12. The Fox at Oddington
British, Modern restaurant in Moreton-in-Marsh
Lower Oddington - GL56
This “wonderful old Cotswold inn” has been “beautifully renovated by the Daylesford owners” who took over in mid-2021, and now features stately equine paintings and lemon trees in the foreground of its mullioned windows. While it’s “larger and a bit more of a machine since becoming part of the Bamford empire”, the atmosphere is “lovely” (not least in the courtyard garden) and on the food front it is seen as “reliable”, with much sourcing from its famed sibling Daylesford Organic, and a crowd-pleasing menu of pub classics, wood-fired pizzas and fancier seasonal dishes.

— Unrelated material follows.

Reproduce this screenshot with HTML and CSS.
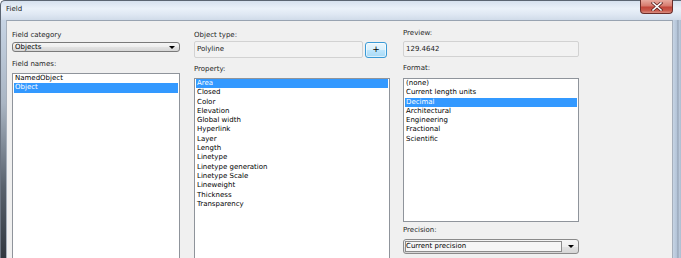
FILE: index.html
```html
<!DOCTYPE html>
<html lang="en">
<head>
    <meta charset="UTF-8">
    <title>Field</title>
    <link rel="stylesheet" href="styles.css">
</head>
<body>
    <div class="window">
        <div class="titlebar">
            <span class="title">Field</span>
            <div class="close">
                <svg width="12" height="9" viewBox="0 0 12 9">
                    <path d="M2 1 L10 8 M10 1 L2 8" stroke="#5a2320" stroke-width="3" stroke-linecap="square"/>
                    <path d="M2 1 L10 8 M10 1 L2 8" stroke="#ffffff" stroke-width="1.6" stroke-linecap="square"/>
                </svg>
            </div>
        </div>
        <div class="frame">
            <div class="frame-left"></div>
            <div class="content">
                <div class="col col-left">
                    <div class="label">Field category</div>
                    <div class="combo">
                        <span>Objects</span>
                        <span class="arrow"></span>
                    </div>
                    <div class="label label-gap">Field names:</div>
                    <div class="list">
                        <div class="item">NamedObject</div>
                        <div class="item selected">Object</div>
                    </div>
                </div>
                <div class="col col-mid">
                    <div class="label">Object type:</div>
                    <div class="type-row">
                        <div class="field">Polyline</div>
                        <div class="plus-btn">+</div>
                    </div>
                    <div class="label label-gap-mid">Property:</div>
                    <div class="list">
                        <div class="item selected">Area</div>
                        <div class="item">Closed</div>
                        <div class="item">Color</div>
                        <div class="item">Elevation</div>
                        <div class="item">Global width</div>
                        <div class="item">Hyperlink</div>
                        <div class="item">Layer</div>
                        <div class="item">Length</div>
                        <div class="item">Linetype</div>
                        <div class="item">Linetype generation</div>
                        <div class="item">Linetype Scale</div>
                        <div class="item">Lineweight</div>
                        <div class="item">Thickness</div>
                        <div class="item">Transparency</div>
                    </div>
                </div>
                <div class="col col-right">
                    <div class="label">Preview:</div>
                    <div class="field preview">129.4642</div>
                    <div class="label label-gap-mid">Format:</div>
                    <div class="list list-format">
                        <div class="item">(none)</div>
                        <div class="item">Current length units</div>
                        <div class="item selected">Decimal</div>
                        <div class="item">Architectural</div>
                        <div class="item">Engineering</div>
                        <div class="item">Fractional</div>
                        <div class="item">Scientific</div>
                    </div>
                    <div class="label label-precision">Precision:</div>
                    <div class="combo combo-precision">
                        <span class="combo-value">Current precision</span>
                        <span class="arrow"></span>
                    </div>
                </div>
            </div>
            <div class="frame-right"></div>
        </div>
    </div>
</body>
</html>
```

FILE: styles.css
```css
body {
    margin: 0;
    font-family: "DejaVu Sans", Verdana, sans-serif;
    font-size: 7px;
    color: #000;
    background: #fff;
}
.window {
    width: 681px;
    height: 258px;
    overflow: hidden;
    display: flex;
    flex-direction: column;
}
.titlebar {
    height: 20px;
    flex: none;
    box-sizing: border-box;
    display: flex;
    justify-content: space-between;
    align-items: flex-start;
    border-top: 1px solid #5b6572;
    border-left: 1px solid #5b6572;
    border-radius: 5px 0 0 0;
    background: linear-gradient(to bottom, #d6e1ee 0%, #eaf1f9 40%, #dfe8f3 70%, #d0dbe9 100%);
}
.title {
    padding: 3px 0 0 5px;
    line-height: 10px;
    color: #1b1b1b;
}
.close {
    width: 33px;
    height: 14px;
    margin: -1px 8px 0 0;
    box-sizing: border-box;
    border: 1px solid #6b2d29;
    border-top: none;
    border-radius: 0 0 4px 4px;
    background: linear-gradient(to bottom, #e8aa9f 0%, #d77b6e 45%, #c2463a 55%, #c95a4c 80%, #d98d80 100%);
    display: flex;
    align-items: center;
    justify-content: center;
}
.frame {
    flex: 1;
    display: flex;
    min-height: 0;
}
.frame-left {
    width: 6px;
    flex: none;
    box-sizing: border-box;
    border-left: 1px solid #6a7380;
    background: linear-gradient(to bottom, #c7d4e4 0%, #a9b5c3 35%, #59626d 70%, #30373f 100%);
}
.frame-right {
    width: 8px;
    flex: none;
    background: linear-gradient(to right, #c6d4e4 0, #b3c3d7 4px, #8e9cae 5px, #bccbdd 6px, #aebdd0 100%);
}
.content {
    flex: 1;
    display: flex;
    background: #f0f0f0;
    border-top: 1px solid #98a3b1;
    border-left: 1px solid #a6afbb;
    border-right: 1px solid #a6afbb;
    padding-left: 5px;
}
.col {
    display: flex;
    flex-direction: column;
    padding-top: 9px;
}
.col-left {
    width: 168px;
}
.col-mid {
    width: 196px;
    margin-left: 14px;
}
.col-right {
    width: 176px;
    margin-left: 13px;
    padding-top: 7px;
}
.label {
    line-height: 10px;
    color: #1e1e1e;
    white-space: nowrap;
}
.label-gap {
    margin-top: 7px;
}
.label-gap-mid {
    margin-top: 6px;
}
.label-precision {
    margin-top: 3px;
}
.combo {
    margin-top: 2px;
    height: 15px;
    box-sizing: border-box;
    border: 1px solid #7a7a7a;
    border-radius: 3px;
    background: linear-gradient(to bottom, #f5f5f5 0%, #eeeeee 50%, #e3e3e3 51%, #d6d6d6 100%);
    display: flex;
    align-items: center;
    justify-content: space-between;
    padding: 0 4px 0 2px;
}
.arrow {
    width: 0;
    height: 0;
    border-left: 3px solid transparent;
    border-right: 3px solid transparent;
    border-top: 3px solid #000;
}
.combo-precision {
    margin-top: 4px;
    padding: 0 4px 0 1px;
    border-color: #8a8a8a;
}
.combo-value {
    flex: 1;
    height: 11px;
    line-height: 9px;
    box-sizing: border-box;
    border: 1px solid #8c8c8c;
    background: #f6f6f6;
    margin-right: 6px;
}
.type-row {
    margin-top: 1px;
    display: flex;
    align-items: center;
    gap: 2px;
}
.field {
    width: 169px;
    height: 17px;
    box-sizing: border-box;
    border: 1px solid #d2d2d2;
    border-radius: 2px;
    background: #f2f2f2;
    padding-left: 2px;
    line-height: 15px;
    color: #1a1a1a;
}
.preview {
    width: 176px;
    height: 16px;
    line-height: 14px;
    margin-top: 3px;
}
.plus-btn {
    width: 22px;
    height: 16px;
    box-sizing: border-box;
    border: 1px solid #3a9ad6;
    border-radius: 3px;
    background: linear-gradient(to bottom, #eaf6fd 0%, #d9f0fc 50%, #bee6fd 51%, #a7d9f5 100%);
    box-shadow: inset 0 0 0 1px rgba(255, 255, 255, 0.6);
    text-align: center;
    line-height: 13px;
    font-size: 9px;
}
.list {
    margin-top: 4px;
    height: 190px;
    flex: none;
    box-sizing: border-box;
    border: 1px solid #8f949b;
    background: #fff;
    padding: 0 1px;
}
.list-format {
    margin-top: 5px;
    height: 144px;
}
.item {
    line-height: 9.3px;
    padding-left: 1px;
    white-space: nowrap;
}
.item.selected {
    background: #3399ff;
    color: #fff;
}
```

13. The Feathered Nest Inn
British, Modern restaurant in Nether Westcote
“In a beautiful Cotswold village with stunning views” (over the Evenlode valley), this converted malthouse has won renown for its “exciting” cuisine over the years, and you can eat here à la carte or go for the six-course tasting menu, which comes in at £85 per person. (Reports were fractionally more up-and-down this year, perhaps reflecting the switchover of chefs, with Renemar Pinedo taking over from Matt Weedon in early 2024).

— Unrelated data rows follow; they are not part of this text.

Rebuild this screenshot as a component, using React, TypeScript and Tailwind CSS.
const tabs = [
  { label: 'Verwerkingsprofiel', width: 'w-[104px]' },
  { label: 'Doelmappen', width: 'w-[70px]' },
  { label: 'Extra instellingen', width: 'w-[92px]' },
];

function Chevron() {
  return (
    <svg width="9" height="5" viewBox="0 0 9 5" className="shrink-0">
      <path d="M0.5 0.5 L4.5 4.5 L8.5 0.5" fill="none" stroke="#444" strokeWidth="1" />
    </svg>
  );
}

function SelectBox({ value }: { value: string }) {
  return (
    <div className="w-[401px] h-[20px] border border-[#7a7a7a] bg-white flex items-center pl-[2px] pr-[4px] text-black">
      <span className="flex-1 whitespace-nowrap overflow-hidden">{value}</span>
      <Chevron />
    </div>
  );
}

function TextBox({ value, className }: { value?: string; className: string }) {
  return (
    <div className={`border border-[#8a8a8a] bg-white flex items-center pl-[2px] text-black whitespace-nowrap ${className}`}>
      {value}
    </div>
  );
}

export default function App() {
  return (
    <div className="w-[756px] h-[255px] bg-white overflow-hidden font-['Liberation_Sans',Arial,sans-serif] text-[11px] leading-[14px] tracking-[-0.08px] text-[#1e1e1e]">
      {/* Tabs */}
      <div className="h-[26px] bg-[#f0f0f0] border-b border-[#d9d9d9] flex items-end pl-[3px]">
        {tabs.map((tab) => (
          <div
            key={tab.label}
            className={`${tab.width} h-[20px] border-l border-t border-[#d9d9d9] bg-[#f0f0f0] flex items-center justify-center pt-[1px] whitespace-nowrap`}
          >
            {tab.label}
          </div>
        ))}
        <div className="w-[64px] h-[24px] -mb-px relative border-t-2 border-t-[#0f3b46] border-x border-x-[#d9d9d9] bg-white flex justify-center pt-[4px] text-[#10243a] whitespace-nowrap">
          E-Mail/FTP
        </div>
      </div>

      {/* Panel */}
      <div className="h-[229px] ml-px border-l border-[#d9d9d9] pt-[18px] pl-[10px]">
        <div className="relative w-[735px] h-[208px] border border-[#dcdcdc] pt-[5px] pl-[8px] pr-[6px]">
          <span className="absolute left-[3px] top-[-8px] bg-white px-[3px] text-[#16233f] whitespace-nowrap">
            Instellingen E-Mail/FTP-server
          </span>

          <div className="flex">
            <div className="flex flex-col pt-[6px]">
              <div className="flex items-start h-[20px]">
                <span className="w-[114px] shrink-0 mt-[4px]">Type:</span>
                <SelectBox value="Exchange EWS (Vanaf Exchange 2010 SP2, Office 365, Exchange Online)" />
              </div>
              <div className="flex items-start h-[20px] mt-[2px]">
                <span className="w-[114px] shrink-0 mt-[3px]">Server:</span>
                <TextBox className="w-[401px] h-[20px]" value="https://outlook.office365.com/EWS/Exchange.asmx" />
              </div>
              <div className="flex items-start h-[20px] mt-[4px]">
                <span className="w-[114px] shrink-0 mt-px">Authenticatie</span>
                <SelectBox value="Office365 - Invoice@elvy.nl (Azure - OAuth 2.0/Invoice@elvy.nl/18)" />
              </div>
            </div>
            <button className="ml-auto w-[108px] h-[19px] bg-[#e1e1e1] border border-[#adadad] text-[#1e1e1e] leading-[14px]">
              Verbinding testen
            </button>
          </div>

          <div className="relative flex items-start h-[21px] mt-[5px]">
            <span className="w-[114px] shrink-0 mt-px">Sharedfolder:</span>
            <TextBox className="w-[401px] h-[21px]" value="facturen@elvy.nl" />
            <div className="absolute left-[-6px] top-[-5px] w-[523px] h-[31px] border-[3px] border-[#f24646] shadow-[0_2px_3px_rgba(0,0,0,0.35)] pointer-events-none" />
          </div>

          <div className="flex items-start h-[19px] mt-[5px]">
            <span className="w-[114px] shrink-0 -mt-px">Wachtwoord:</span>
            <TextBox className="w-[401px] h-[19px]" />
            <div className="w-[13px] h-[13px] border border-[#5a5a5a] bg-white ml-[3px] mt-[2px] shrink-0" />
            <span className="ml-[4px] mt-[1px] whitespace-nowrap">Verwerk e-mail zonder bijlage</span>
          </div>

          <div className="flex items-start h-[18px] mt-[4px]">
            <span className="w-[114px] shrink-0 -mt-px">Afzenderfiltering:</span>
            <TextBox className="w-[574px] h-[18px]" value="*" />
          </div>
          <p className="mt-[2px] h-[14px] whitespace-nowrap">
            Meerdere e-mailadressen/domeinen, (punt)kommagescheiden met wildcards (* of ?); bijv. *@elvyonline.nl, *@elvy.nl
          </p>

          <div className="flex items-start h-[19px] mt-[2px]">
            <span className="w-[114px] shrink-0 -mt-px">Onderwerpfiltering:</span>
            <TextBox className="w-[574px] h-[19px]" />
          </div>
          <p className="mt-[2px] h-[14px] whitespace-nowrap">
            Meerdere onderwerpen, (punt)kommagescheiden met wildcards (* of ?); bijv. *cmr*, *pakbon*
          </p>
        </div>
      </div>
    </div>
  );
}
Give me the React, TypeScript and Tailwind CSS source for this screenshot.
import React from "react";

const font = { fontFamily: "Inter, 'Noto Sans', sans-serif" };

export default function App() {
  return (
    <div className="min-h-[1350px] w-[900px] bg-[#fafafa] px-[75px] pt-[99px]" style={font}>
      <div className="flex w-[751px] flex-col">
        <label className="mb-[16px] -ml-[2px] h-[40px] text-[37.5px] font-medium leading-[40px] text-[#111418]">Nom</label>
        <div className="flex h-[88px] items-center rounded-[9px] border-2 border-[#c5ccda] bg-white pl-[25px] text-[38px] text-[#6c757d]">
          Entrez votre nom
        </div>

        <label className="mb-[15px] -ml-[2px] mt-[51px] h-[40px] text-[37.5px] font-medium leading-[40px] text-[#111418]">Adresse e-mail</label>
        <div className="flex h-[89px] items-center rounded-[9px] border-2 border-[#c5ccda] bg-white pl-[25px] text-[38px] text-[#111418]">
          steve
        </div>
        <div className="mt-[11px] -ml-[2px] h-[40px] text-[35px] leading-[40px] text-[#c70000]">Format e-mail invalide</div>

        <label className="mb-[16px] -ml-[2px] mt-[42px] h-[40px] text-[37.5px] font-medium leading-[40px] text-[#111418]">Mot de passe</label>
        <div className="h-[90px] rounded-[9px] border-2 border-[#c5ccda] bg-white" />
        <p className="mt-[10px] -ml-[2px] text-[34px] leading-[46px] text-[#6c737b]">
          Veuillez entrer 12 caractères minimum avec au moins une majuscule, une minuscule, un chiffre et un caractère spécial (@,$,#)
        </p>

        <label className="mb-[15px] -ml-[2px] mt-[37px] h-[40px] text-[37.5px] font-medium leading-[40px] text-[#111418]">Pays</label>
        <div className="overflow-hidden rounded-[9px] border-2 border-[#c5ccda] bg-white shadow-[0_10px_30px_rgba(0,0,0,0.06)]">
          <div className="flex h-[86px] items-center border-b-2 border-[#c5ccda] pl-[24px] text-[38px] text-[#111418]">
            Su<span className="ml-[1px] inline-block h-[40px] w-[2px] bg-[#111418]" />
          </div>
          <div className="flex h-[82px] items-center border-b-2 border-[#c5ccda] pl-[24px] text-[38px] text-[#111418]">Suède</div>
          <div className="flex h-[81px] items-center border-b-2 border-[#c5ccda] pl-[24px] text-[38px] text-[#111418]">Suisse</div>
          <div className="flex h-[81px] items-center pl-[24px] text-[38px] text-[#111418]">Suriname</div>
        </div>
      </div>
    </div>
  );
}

14. Daylesford Organic Farm, Trough Café
British, Modern restaurant in Daylesford
Daylesford near Kingham - GL56
The original farm shop and café in Lady Bamford’s organic mini-empire celebrated its 20th birthday in 2022, and now contains three dining spaces: the Michelin Green Star ‘Trough Restaurant’, ‘The Old Spot’ for sharing plates and wood-fired pizzas, and the more casual ‘The Legbar’ – all of which showcase an aesthetic that’s “quite Nordic but still warm”. The “child-friendly” (and Chipping Norton set-friendly) spot was praised this year as a “perfect location for a late breakfast” – and, while there are still those for whom the “high prices are not justified”, more sanguine reporters feel that they’re “not so shocking now that other restaurants have caught up!”
15. The Wild Rabbit
British, Modern restaurant in Kingham
Church St - OX7
“Much more restaurant than pub, and with a car park full of Chelsea tractors”, Lady Bamford’s “picture-postcard” 18th-century inn “does rather seem like an extension of West London” (and “with prices to match”). It’s not just “very easy on the eye”, according to most diners, however. As often there is the odd cynic for whom the overall experience is “very average”, but by most accounts chef Sam Bowser (whose CV includes Le Manoir aux Quat’Saisons) oversees “very good” food with original touches, that makes this “a real find hidden away in the Cotswolds”.
16. The Kingham Plough
British, Modern restaurant in Kingham
The Green - OX7
With its “fantastic country pub atmosphere”, this well-known Cotswolds watering hole has long been a key venue for the Chipping Norton set; and current owners Matt & Katie Beamish run it as part of a trio of pubs-with-rooms in the district (with the Milton Hare and the Crown at Church Enstone). All reports acknowledge “tasty food that doesn’t cost the earth”, although the most sceptical diner feels that “it mixes pub standards with more ambitious fare (maybe too ambitious at the top end as those dishes failed to zing… maybe it was chef’s night off)”.
17. The Howard Arms
British, Modern restaurant in Ilmington
Lower Green - CV36
“Good food and beer in an excellent, welcoming atmosphere – what more can an Englishman/woman want?” ask admirers of this classic village inn on the northern fringes of the Cotswolds. “An overnight stay with excellent dinner and breakfast to be recommended – but it needs booking in advance”.
18. The Halfway at Kineton
British, Modern restaurant in Kineton
“The cooking is really excellent here” – “the best I have ever had in a pub” – says a Putney-based fan of this Cotswolds inn from former Simpsons head chef Nathan Eades and Liam Goff. “The decor could do with a bit of money, but at least the focus is on good food and pleasant local service” – “and it isn’t yet full of Londoners like us, despite Giles Coren’s efforts!” Top Menu Tips – “the amazing celeriac pie” and the “ham hock for two”.
19. Muse Brasserie
Fusion restaurant in Cheltenham
60 St George’s Place - GL50
The “fusion of French and Asian flavours” at Franck Grillet’s bistro is “unusual” – but “it works amazingly well”, with “spot-on cooking and presentation”. “The room itself is well-decorated”, too (fans say the “stunning decor matches the exciting menu”). There is now a second branch in Bristol. Top Tip – “the prix-fixe lunch has to be one of the best deals around”.
20. The Mahal
Indian restaurant in Cheltenham
Montpellier Drive - GL50
Owned by the same people who run Muse Brasserie in the town, and on the former site of Spice Lodge, which graced the area for 15 years – this “upmarket” Indian fine-diner has successfully emerged as one of the area’s top subcontinental choices. Chef Anuj Thakur draws inspiration from dishes across India in his progressive cooking, which takes in à la carte, set options and five- or seven-course tasting menus.